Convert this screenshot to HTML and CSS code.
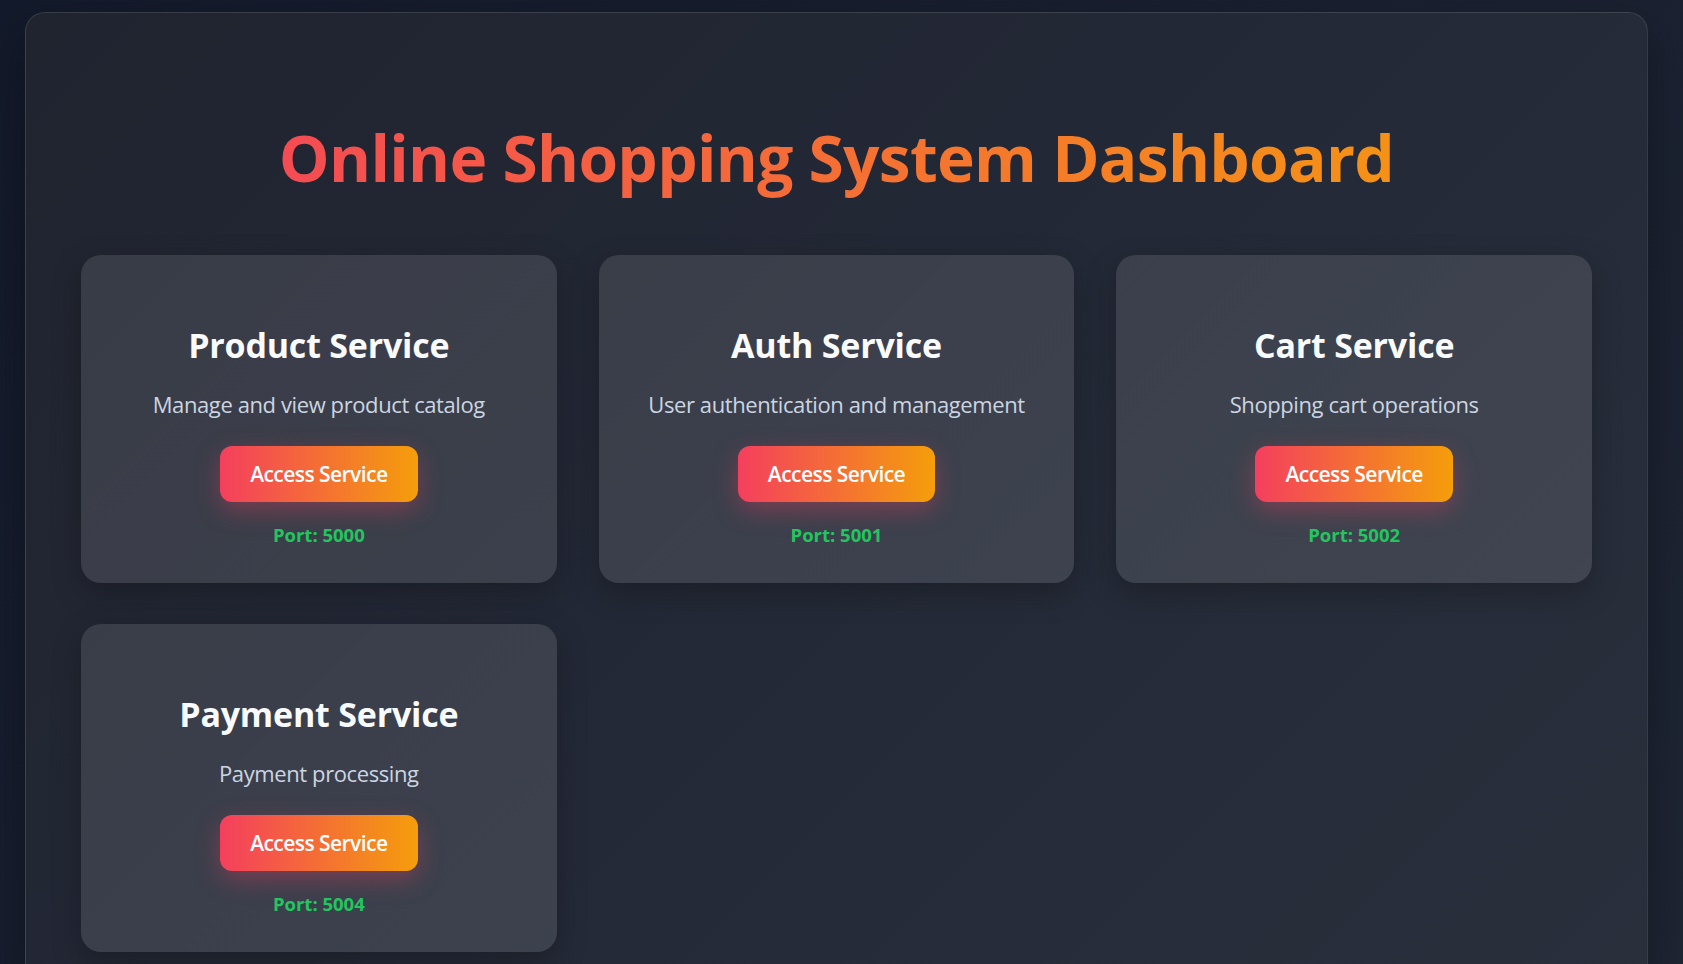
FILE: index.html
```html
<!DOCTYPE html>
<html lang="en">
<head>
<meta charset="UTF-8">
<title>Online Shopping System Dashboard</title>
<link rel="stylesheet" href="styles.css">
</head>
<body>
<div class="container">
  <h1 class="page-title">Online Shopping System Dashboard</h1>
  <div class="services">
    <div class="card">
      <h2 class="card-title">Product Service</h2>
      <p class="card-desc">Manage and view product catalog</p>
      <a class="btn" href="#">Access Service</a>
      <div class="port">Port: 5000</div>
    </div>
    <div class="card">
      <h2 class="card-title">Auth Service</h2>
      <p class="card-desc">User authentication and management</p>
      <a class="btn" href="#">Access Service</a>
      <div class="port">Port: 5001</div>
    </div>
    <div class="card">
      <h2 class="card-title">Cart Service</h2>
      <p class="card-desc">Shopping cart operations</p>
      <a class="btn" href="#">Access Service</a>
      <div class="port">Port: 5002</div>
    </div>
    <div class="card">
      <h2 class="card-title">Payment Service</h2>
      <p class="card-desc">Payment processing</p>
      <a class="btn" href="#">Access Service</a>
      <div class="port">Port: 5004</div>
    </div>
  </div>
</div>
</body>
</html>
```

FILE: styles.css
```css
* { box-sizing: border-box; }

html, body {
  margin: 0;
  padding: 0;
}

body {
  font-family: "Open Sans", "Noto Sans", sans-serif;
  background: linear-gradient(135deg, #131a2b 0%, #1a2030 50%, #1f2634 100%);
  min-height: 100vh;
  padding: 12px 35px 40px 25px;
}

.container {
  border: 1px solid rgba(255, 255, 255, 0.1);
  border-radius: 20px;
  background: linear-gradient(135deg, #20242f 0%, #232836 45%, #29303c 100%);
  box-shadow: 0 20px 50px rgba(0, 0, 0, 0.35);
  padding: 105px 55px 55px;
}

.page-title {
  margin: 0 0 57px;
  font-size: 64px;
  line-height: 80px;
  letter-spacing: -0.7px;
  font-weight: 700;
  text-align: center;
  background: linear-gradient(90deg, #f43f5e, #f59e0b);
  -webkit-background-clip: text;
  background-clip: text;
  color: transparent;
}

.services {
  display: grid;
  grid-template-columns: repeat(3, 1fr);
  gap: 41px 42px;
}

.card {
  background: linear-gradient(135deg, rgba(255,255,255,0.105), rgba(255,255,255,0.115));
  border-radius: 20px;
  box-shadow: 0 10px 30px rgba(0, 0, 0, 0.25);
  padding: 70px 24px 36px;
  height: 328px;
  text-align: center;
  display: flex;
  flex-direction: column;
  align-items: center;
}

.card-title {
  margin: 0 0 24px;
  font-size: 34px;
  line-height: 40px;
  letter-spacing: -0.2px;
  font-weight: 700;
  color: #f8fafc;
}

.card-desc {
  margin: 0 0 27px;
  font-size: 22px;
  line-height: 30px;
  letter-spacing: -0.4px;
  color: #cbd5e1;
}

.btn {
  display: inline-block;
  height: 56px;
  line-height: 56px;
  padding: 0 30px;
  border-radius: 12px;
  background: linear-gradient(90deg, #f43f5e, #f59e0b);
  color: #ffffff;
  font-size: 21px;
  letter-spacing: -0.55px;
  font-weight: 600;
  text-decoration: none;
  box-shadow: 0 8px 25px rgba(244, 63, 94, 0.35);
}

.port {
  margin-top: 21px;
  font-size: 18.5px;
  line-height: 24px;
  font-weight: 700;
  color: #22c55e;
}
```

______________________________

▸ WORK REQUIRED: Leave out all pictures, then copy the remaining material exactly.

▸ RESULT OF THE EXERCISE:
Convert this screenshot to HTML and CSS code.
FILE: index.html
```html
<!DOCTYPE html>
<html lang="en">
<head>
<meta charset="UTF-8">
<title>Online Shopping System Dashboard</title>
<link rel="stylesheet" href="styles.css">
</head>
<body>
<div class="container">
  <h1 class="page-title">Online Shopping System Dashboard</h1>
  <div class="services">
    <div class="card">
      <h2 class="card-title">Product Service</h2>
      <p class="card-desc">Manage and view product catalog</p>
      <a class="btn" href="#">Access Service</a>
      <div class="port">Port: 5000</div>
    </div>
    <div class="card">
      <h2 class="card-title">Auth Service</h2>
      <p class="card-desc">User authentication and management</p>
      <a class="btn" href="#">Access Service</a>
      <div class="port">Port: 5001</div>
    </div>
    <div class="card">
      <h2 class="card-title">Cart Service</h2>
      <p class="card-desc">Shopping cart operations</p>
      <a class="btn" href="#">Access Service</a>
      <div class="port">Port: 5002</div>
    </div>
    <div class="card">
      <h2 class="card-title">Payment Service</h2>
      <p class="card-desc">Payment processing</p>
      <a class="btn" href="#">Access Service</a>
      <div class="port">Port: 5004</div>
    </div>
  </div>
</div>
</body>
</html>
```

FILE: styles.css
```css
* { box-sizing: border-box; }

html, body {
  margin: 0;
  padding: 0;
}

body {
  font-family: "Open Sans", "Noto Sans", sans-serif;
  background: linear-gradient(135deg, #131a2b 0%, #1a2030 50%, #1f2634 100%);
  min-height: 100vh;
  padding: 12px 35px 40px 25px;
}

.container {
  border: 1px solid rgba(255, 255, 255, 0.1);
  border-radius: 20px;
  background: linear-gradient(135deg, #20242f 0%, #232836 45%, #29303c 100%);
  box-shadow: 0 20px 50px rgba(0, 0, 0, 0.35);
  padding: 105px 55px 55px;
}

.page-title {
  margin: 0 0 57px;
  font-size: 64px;
  line-height: 80px;
  letter-spacing: -0.7px;
  font-weight: 700;
  text-align: center;
  background: linear-gradient(90deg, #f43f5e, #f59e0b);
  -webkit-background-clip: text;
  background-clip: text;
  color: transparent;
}

.services {
  display: grid;
  grid-template-columns: repeat(3, 1fr);
  gap: 41px 42px;
}

.card {
  background: linear-gradient(135deg, rgba(255,255,255,0.105), rgba(255,255,255,0.115));
  border-radius: 20px;
  box-shadow: 0 10px 30px rgba(0, 0, 0, 0.25);
  padding: 70px 24px 36px;
  height: 328px;
  text-align: center;
  display: flex;
  flex-direction: column;
  align-items: center;
}

.card-title {
  margin: 0 0 24px;
  font-size: 34px;
  line-height: 40px;
  letter-spacing: -0.2px;
  font-weight: 700;
  color: #f8fafc;
}

.card-desc {
  margin: 0 0 27px;
  font-size: 22px;
  line-height: 30px;
  letter-spacing: -0.4px;
  color: #cbd5e1;
}

.btn {
  display: inline-block;
  height: 56px;
  line-height: 56px;
  padding: 0 30px;
  border-radius: 12px;
  background: linear-gradient(90deg, #f43f5e, #f59e0b);
  color: #ffffff;
  font-size: 21px;
  letter-spacing: -0.55px;
  font-weight: 600;
  text-decoration: none;
  box-shadow: 0 8px 25px rgba(244, 63, 94, 0.35);
}

.port {
  margin-top: 21px;
  font-size: 18.5px;
  line-height: 24px;
  font-weight: 700;
  color: #22c55e;
}
```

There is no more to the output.